In summary the report will say:
- The turnkey service of data storage as per the 3PAR SAN provided by HPE failed us.
- Preliminary analysis shows the following problems:
— the fibre optic cables feeding the SAN were not optimally fitted;
— disk drives on the SAN had software bugs that made the stored data on the drives inaccessible or unable to be read; and
— some monitoring features were not activated, including a “back-to-base” tool to report operating errors.
The SAN design and configuration meant we had an over emphasis on performance features rather than stability or resilience – a relatively small disk drive failure had a large impact — only 12 of some 800 disk drives failed, but they impacted most ATO systems.

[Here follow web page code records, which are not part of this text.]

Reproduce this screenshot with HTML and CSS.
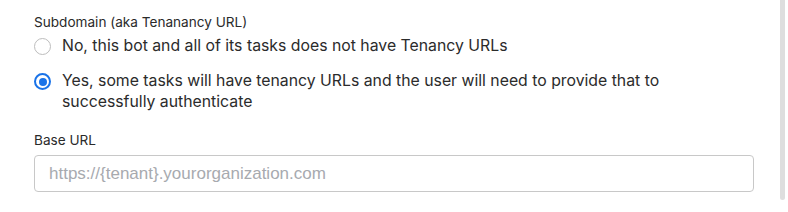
FILE: index.html
```html
<!DOCTYPE html>
<html>
<head>
<meta charset="utf-8">
<link rel="stylesheet" href="styles.css">
</head>
<body>
<div class="page">
  <div class="form">
    <div class="field">
      <div class="label">Subdomain (aka Tenanancy URL)</div>
      <div class="options">
        <label class="option">
          <span class="radio"></span>
          <span class="option-text">No, this bot and all of its tasks does not have Tenancy URLs</span>
        </label>
        <label class="option">
          <span class="radio checked"></span>
          <span class="option-text">Yes, some tasks will have tenancy URLs and the user will need to provide that to successfully authenticate</span>
        </label>
      </div>
    </div>
    <div class="field field-url">
      <div class="label">Base URL</div>
      <div class="input"><span class="placeholder">https://{tenant}.yourorganization.com</span></div>
    </div>
  </div>
  <div class="scrollbar"><div class="thumb"></div></div>
</div>
</body>
</html>
```
FILE: styles.css
```css
html, body {
  margin: 0;
  padding: 0;
  background: #ffffff;
}
body {
  font-family: Inter, "Noto Sans", sans-serif;
  color: #2b2b2b;
}
.page {
  display: flex;
  width: 788px;
  height: 212px;
}
.form {
  width: 720px;
  padding-left: 34px;
  padding-top: 13px;
}
.label {
  font-size: 13.6px;
  line-height: 18px;
  color: #2a2a2a;
}
.options {
  display: flex;
  flex-direction: column;
  gap: 14px;
  margin-top: 4px;
}
.option {
  display: flex;
  align-items: flex-start;
  gap: 11px;
}
.radio {
  flex: none;
  width: 15px;
  height: 15px;
  border: 1px solid #bdbdbd;
  border-radius: 50%;
  margin-top: 3px;
  box-sizing: content-box;
  position: relative;
}
.radio.checked {
  border: 2px solid #1a73e8;
  width: 13px;
  height: 13px;
}
.radio.checked::after {
  content: "";
  position: absolute;
  left: 2.5px;
  top: 2.5px;
  width: 8px;
  height: 8px;
  border-radius: 50%;
  background: #1a73e8;
}
.option-text {
  font-size: 15.8px;
  line-height: 21px;
  color: #2b2b2b;
}
.field-url {
  margin-top: 19px;
}
.input {
  margin-top: 6px;
  height: 35px;
  border: 1px solid #c8c8c8;
  border-radius: 4px;
  display: flex;
  align-items: center;
  padding-left: 14px;
}
.placeholder {
  font-family: "Liberation Sans", Arial, sans-serif;
  font-size: 17px;
  color: #a7aaaf;
}
.scrollbar {
  margin-left: 26px;
  width: 5px;
}
.thumb {
  width: 5px;
  height: 200px;
  background: #dedede;
  border-radius: 0 0 3px 3px;
}
```
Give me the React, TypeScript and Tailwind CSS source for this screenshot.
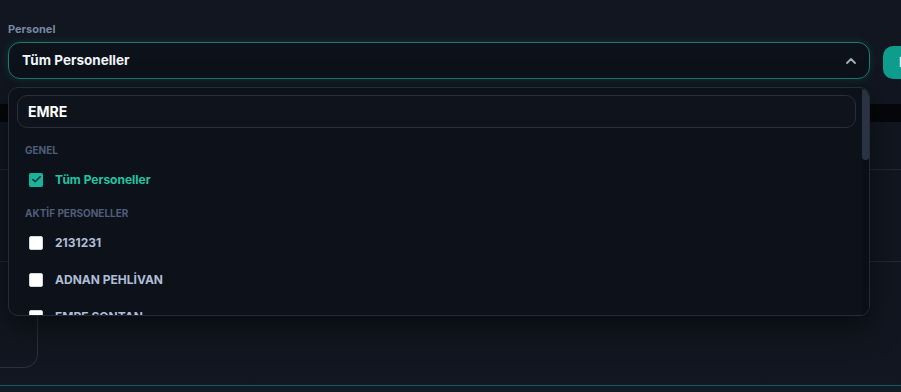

The recovery was slower because some of the recovery tools required were stored on the same SAN that failed. Our business continuity mechanisms, communication and engagement worked well, but into the future need to be more inclusive of our partners (such as software providers, tax professionals, and the superannuation industry).
We have reached a commercial settlement with HPE, the detailed terms of which are subject to contractual confidentiality. The settlement recoups key costs incurred by the ATO, and provides additional and higher grade IT equipment giving the ATO a world-class storage network.
I want to impress on you our heightened sense of responsibility and accountability for the performance and confidence in the ATO right now. We are managing with utmost care and respect the current investigation processes, our ongoing service delivery and the relationships with stakeholders, our partners, clients, and the staff of the ATO.